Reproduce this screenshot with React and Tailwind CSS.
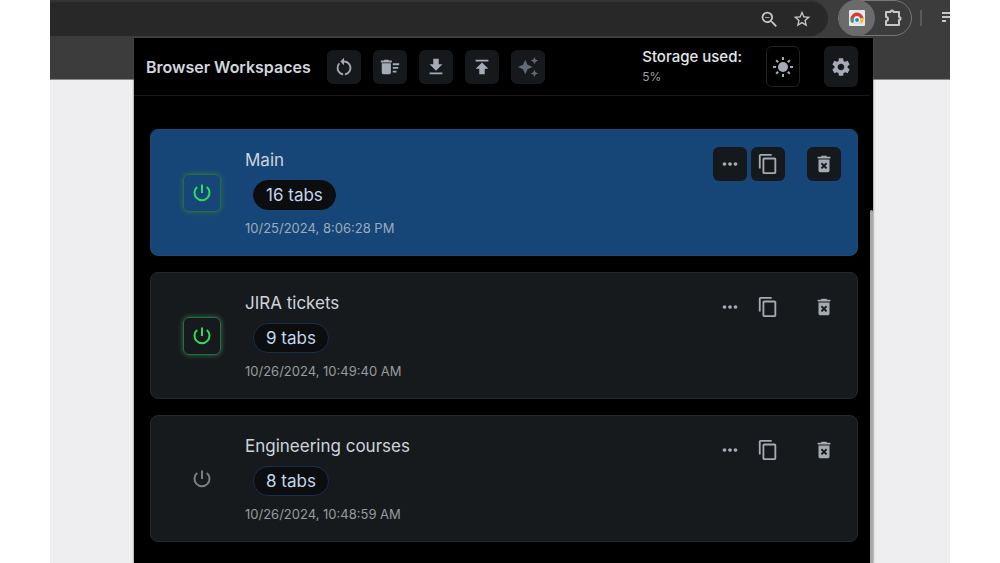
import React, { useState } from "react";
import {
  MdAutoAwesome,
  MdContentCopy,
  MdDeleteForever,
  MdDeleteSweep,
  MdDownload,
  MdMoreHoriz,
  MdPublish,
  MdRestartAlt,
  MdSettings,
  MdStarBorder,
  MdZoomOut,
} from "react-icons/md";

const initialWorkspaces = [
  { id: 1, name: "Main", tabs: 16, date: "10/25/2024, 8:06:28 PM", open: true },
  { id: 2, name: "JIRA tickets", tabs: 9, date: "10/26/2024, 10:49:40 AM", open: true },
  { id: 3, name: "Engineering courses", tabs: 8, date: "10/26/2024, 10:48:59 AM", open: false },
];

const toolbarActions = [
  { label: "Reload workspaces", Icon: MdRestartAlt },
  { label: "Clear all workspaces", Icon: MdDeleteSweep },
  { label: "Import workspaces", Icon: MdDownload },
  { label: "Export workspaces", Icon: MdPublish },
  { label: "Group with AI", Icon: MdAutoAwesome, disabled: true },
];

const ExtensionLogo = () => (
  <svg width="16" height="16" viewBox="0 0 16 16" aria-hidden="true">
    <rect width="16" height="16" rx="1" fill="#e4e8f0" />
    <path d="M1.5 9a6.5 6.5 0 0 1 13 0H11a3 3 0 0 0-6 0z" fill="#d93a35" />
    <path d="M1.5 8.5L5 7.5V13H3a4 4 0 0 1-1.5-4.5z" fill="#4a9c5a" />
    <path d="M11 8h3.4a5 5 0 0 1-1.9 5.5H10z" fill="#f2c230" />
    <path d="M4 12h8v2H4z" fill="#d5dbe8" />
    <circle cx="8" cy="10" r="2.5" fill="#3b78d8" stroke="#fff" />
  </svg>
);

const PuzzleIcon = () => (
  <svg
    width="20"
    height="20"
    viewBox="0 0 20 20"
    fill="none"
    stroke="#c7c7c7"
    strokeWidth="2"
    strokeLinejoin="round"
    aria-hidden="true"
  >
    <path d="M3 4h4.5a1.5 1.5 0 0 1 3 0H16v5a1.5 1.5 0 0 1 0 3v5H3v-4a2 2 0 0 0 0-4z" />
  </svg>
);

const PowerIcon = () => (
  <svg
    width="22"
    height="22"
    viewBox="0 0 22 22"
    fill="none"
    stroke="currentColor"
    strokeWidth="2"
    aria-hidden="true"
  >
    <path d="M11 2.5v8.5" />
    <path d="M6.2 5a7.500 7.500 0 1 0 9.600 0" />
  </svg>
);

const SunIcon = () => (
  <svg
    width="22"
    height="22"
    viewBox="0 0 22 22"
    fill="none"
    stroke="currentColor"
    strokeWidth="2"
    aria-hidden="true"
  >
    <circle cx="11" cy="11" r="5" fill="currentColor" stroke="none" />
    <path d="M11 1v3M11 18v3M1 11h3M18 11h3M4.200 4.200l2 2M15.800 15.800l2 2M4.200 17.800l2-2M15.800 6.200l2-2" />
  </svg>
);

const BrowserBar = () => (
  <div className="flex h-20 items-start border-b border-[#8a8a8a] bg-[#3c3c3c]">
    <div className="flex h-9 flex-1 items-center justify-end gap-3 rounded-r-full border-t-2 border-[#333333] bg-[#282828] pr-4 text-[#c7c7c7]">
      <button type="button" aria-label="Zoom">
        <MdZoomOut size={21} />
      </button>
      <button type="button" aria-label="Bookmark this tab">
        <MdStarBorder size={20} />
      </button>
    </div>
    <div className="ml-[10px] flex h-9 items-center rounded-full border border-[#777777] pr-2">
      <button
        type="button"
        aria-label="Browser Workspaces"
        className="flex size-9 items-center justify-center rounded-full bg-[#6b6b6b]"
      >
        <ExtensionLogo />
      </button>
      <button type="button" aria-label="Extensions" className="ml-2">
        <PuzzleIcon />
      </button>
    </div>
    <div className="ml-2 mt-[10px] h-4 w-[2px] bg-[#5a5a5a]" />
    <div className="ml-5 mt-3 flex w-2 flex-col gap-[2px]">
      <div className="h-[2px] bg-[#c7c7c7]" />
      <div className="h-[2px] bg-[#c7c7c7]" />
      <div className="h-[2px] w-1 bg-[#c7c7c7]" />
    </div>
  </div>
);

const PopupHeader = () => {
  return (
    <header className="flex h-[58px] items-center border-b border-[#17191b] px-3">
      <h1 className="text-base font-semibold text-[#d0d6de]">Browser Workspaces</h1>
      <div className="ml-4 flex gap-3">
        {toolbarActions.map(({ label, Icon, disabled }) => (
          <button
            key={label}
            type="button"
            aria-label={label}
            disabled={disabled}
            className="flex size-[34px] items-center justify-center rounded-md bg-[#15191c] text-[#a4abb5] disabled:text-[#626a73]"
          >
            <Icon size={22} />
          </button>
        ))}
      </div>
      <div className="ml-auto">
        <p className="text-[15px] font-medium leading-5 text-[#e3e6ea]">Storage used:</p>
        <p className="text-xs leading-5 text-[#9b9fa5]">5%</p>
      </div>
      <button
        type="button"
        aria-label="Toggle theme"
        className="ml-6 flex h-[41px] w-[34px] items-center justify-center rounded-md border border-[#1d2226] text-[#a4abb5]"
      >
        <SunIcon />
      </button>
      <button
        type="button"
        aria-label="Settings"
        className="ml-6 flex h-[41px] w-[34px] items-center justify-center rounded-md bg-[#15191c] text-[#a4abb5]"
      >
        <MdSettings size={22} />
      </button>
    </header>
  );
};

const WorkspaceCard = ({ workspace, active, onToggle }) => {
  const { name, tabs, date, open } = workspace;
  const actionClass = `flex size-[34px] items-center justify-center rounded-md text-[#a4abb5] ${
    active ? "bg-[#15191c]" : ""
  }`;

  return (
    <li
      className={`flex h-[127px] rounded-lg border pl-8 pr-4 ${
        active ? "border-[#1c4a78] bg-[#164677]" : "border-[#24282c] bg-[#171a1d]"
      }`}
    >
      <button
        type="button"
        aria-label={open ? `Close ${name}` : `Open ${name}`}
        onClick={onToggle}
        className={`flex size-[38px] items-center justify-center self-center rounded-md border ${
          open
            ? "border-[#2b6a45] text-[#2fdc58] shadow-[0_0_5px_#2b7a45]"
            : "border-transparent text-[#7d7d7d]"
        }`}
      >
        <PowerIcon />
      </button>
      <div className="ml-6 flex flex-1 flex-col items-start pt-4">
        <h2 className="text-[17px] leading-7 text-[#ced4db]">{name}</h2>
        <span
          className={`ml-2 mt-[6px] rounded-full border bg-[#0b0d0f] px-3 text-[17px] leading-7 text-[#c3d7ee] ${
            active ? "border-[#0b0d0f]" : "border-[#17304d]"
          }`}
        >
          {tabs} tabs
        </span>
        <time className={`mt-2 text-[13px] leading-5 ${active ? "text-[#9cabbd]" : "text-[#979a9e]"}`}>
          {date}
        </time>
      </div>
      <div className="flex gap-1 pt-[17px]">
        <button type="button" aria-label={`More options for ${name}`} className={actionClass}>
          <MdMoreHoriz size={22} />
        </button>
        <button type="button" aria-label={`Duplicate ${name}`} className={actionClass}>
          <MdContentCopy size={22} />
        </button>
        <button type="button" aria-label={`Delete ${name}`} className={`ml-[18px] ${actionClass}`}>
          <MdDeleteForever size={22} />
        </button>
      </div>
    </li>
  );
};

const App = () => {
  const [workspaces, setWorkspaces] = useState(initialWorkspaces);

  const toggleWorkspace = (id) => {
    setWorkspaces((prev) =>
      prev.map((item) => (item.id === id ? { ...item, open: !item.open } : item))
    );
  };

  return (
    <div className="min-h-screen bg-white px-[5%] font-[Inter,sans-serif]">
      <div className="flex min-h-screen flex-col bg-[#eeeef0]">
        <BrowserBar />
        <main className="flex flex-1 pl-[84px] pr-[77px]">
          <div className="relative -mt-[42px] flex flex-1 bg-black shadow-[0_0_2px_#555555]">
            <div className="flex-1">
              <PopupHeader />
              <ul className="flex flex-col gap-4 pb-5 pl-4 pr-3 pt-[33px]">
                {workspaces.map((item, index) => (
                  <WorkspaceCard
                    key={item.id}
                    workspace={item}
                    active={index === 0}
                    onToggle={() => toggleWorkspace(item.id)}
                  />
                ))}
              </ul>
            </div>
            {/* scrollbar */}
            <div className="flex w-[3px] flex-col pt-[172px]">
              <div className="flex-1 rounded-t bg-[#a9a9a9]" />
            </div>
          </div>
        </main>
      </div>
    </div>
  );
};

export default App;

## Directions for this task
Determine how many of the lines above hold the word "with", and output that number by itself.

## Answer to the problem
2